Duel 2: Eugenio Isnaldo vs. Tomayapo's right wing‑back (likely Juan Pablo Zazpe). Zazpe is a defensive specialist but lacks pace. Isnaldo's ability to go both inside and outside is the key to stretching Tomayapo's five‑man block. If Isnaldo forces an early yellow card on Zazpe, the entire defensive shape could collapse.
Critical Zone: The second‑ball area outside Tomayapo's box. The Strongest will send in crosses (averaging 23 per away game). Tomayapo's centre‑backs are strong on first contacts, but without Maldonado, knockdowns will fall to The Strongest's late‑arriving midfielders—especially Luciano Ursino, who has scored three goals from such situations. The area just above the penalty spot will be a war zone.
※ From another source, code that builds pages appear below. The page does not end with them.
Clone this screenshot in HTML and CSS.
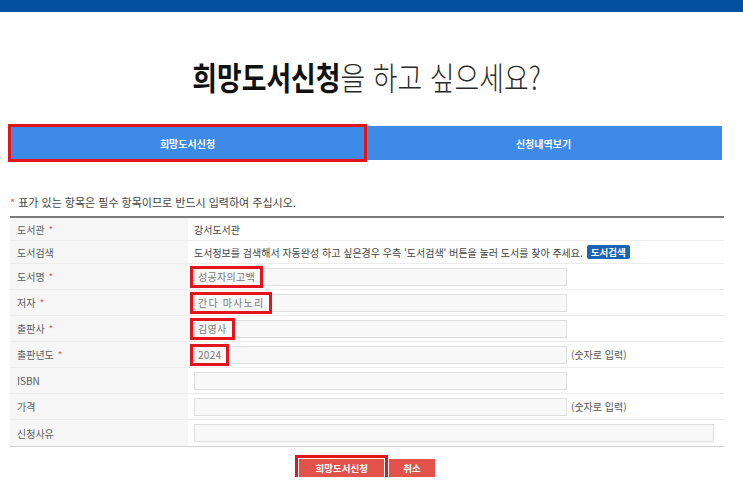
FILE: index.html
```html
<!DOCTYPE html>
<html lang="ko">
<head>
<meta charset="utf-8">
<title>희망도서신청</title>
<link rel="stylesheet" href="styles.css">
</head>
<body>
<div class="topbar"></div>
<div class="wrap">
  <h1 class="title"><span class="title-inner"><b>희망도서신청</b>을 하고 싶으세요?</span></h1>
  <div class="tabs">
    <div class="tab tab-active">희망도서신청</div>
    <div class="tab">신청내역보기</div>
  </div>
  <p class="note"><span class="req">*</span> 표가 있는 항목은 필수 항목이므로 반드시 입력하여 주십시오.</p>
  <div class="form">
    <div class="row row-short">
      <div class="label">도서관 <span class="req">*</span></div>
      <div class="value">강서도서관</div>
    </div>
    <div class="row row-short">
      <div class="label">도서검색</div>
      <div class="value">도서정보를 검색해서 자동완성 하고 싶은경우 우측 '도서검색' 버튼을 눌러 도서를 찾아 주세요. <span class="search-btn">도서검색</span></div>
    </div>
    <div class="row">
      <div class="label">도서명 <span class="req">*</span></div>
      <div class="value"><div class="input"><span class="mark">성공자의고백</span></div></div>
    </div>
    <div class="row">
      <div class="label">저자 <span class="req">*</span></div>
      <div class="value"><div class="input"><span class="mark mark-wide">간다 마사노리</span></div></div>
    </div>
    <div class="row">
      <div class="label">출판사 <span class="req">*</span></div>
      <div class="value"><div class="input"><span class="mark">김영사</span></div></div>
    </div>
    <div class="row">
      <div class="label">출판년도 <span class="req">*</span></div>
      <div class="value"><div class="input"><span class="mark">2024</span></div><span class="hint">(숫자로 입력)</span></div>
    </div>
    <div class="row">
      <div class="label">ISBN</div>
      <div class="value"><div class="input"></div></div>
    </div>
    <div class="row">
      <div class="label">가격</div>
      <div class="value"><div class="input"></div><span class="hint">(숫자로 입력)</span></div>
    </div>
    <div class="row">
      <div class="label">신청사유</div>
      <div class="value"><div class="input input-wide"></div></div>
    </div>
  </div>
  <div class="actions">
    <span class="btn btn-marked">희망도서신청</span>
    <span class="btn">취소</span>
  </div>
</div>
</body>
</html>
```

FILE: styles.css
```css
* { box-sizing: border-box; }
html, body {
  margin: 0;
  padding: 0;
  background: #ffffff;
  font-family: "Noto Sans CJK KR", "Noto Sans", sans-serif;
  color: #444;
}
.topbar {
  height: 12px;
  background: #0450a0;
}
.wrap {
  margin-left: 10px;
  width: 714px;
}
.title {
  margin: 44px 0 0 0;
  height: 40px;
  line-height: 40px;
  font-size: 32px;
  font-weight: 300;
  color: #2a2a2a;
  text-align: center;
  white-space: nowrap;
}
.title-inner {
  display: inline-block;
  transform: scaleX(0.84);
}
.title b {
  font-weight: 700;
  color: #111;
}
.tabs {
  margin-top: 30px;
  width: 712px;
  height: 34px;
  display: flex;
}
.tab {
  flex: 1;
  background: #3e8ae7;
  color: #fff;
  font-size: 10px;
  font-weight: 700;
  display: flex;
  align-items: center;
  justify-content: center;
}
.tab-active {
  flex: 0 0 355px;
  outline: 3px solid #e3141b;
  outline-offset: -1px;
  position: relative;
  z-index: 1;
}
.note {
  margin: 34px 0 0 0;
  height: 16px;
  line-height: 16px;
  font-size: 11px;
  color: #444;
}
.req { color: #e8584f; }
.form {
  margin-top: 6px;
  border-top: 2px solid #7a7a7a;
  border-bottom: 1px solid #cfcfcf;
}
.row {
  display: grid;
  grid-template-columns: 178px 1fr;
  height: 26px;
  border-bottom: 1px solid #ececec;
}
.row:last-child { border-bottom: none; }
.row-short { height: 23px; }
.label {
  background: #f6f6f6;
  padding-left: 7px;
  font-size: 10px;
  color: #5a5a5a;
  display: flex;
  align-items: center;
  gap: 4px;
}
.value {
  padding-left: 6px;
  font-size: 10px;
  color: #444;
  display: flex;
  align-items: center;
  white-space: nowrap;
}
.search-btn {
  display: inline-block;
  margin-left: 4px;
  padding: 0 4px;
  height: 14px;
  line-height: 14px;
  background: #1b63b4;
  color: #fff;
  font-weight: 700;
  font-size: 9.5px;
  border-radius: 2px;
}
.input {
  width: 373px;
  height: 18px;
  border: 1px solid #dedede;
  background: #f8f8f8;
  display: flex;
  align-items: center;
  font-size: 10px;
  color: #777;
}
.input-wide { width: 520px; }
.mark {
  display: inline-block;
  margin-left: -2px;
  height: 16px;
  line-height: 16px;
  padding: 0 5px;
  outline: 3px solid #e3141b;
  letter-spacing: 0.3px;
}
.mark-wide { letter-spacing: 1.2px; }
.hint {
  margin-left: 4px;
  font-size: 10px;
  color: #555;
}
.actions {
  margin-top: 12px;
  display: flex;
  justify-content: center;
  gap: 5px;
}
.btn {
  display: inline-flex;
  align-items: center;
  justify-content: center;
  height: 18px;
  padding: 0 14px;
  background: #e2524b;
  color: #fff;
  font-size: 9.5px;
  font-weight: 700;
}
.btn-marked {
  width: 85px;
  outline: 3px solid #e3141b;
  outline-offset: 1px;
}
```
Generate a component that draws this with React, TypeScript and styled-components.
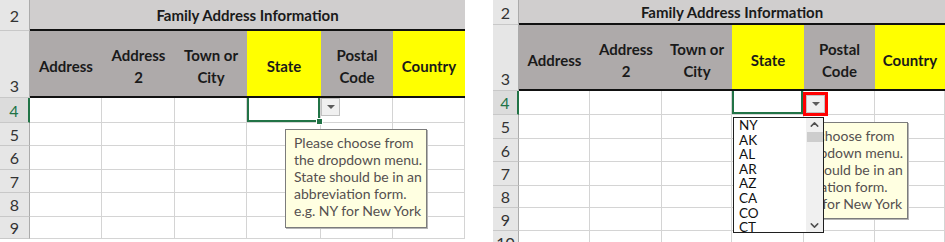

Match Scenario and Prediction
The first 20 minutes are crucial. The Strongest will press with manic intensity, hunting an early goal to force Tomayapo out of their shell. Watch for Ortega dropping between centre‑backs to draw the press and create space for Isnaldo. But if the score remains 0‑0 after half an hour, the humidity will level the physical playing field. Tomayapo will grow into the game, targeting Camacho on turnovers. The most likely scenario is a tense, fragmented affair with few clear chances. The Strongest's superior individual quality should eventually find a gap—probably from a corner, where Tomayapo's reshuffled defence will lose a marker. Yet the home side's stubbornness, combined with Quiroga's absence, leaves the door open for a late equaliser from a set piece.
Prediction: Real Tomayapo 1‑1 The Strongest. Key metrics: Under 2.5 goals (four of the last five head‑to‑head meetings in Tarija have gone under). Both teams to score – Yes. Expect more than 28 total fouls, slowing the game to a crawl.
Final Thoughts
This is not a match for the purist, but for the connoisseur of tactical survival. Real Tomayapo must answer whether their low block can hold without their aerial anchor. The Strongest must prove they can win ugly away from the oxygen‑starved comforts of La Paz. The sharp question this game poses: when a title contender meets a relegation battler in oppressive humidity, does technique collapse, or does character prevail? We will find out by the final whistle on April 24.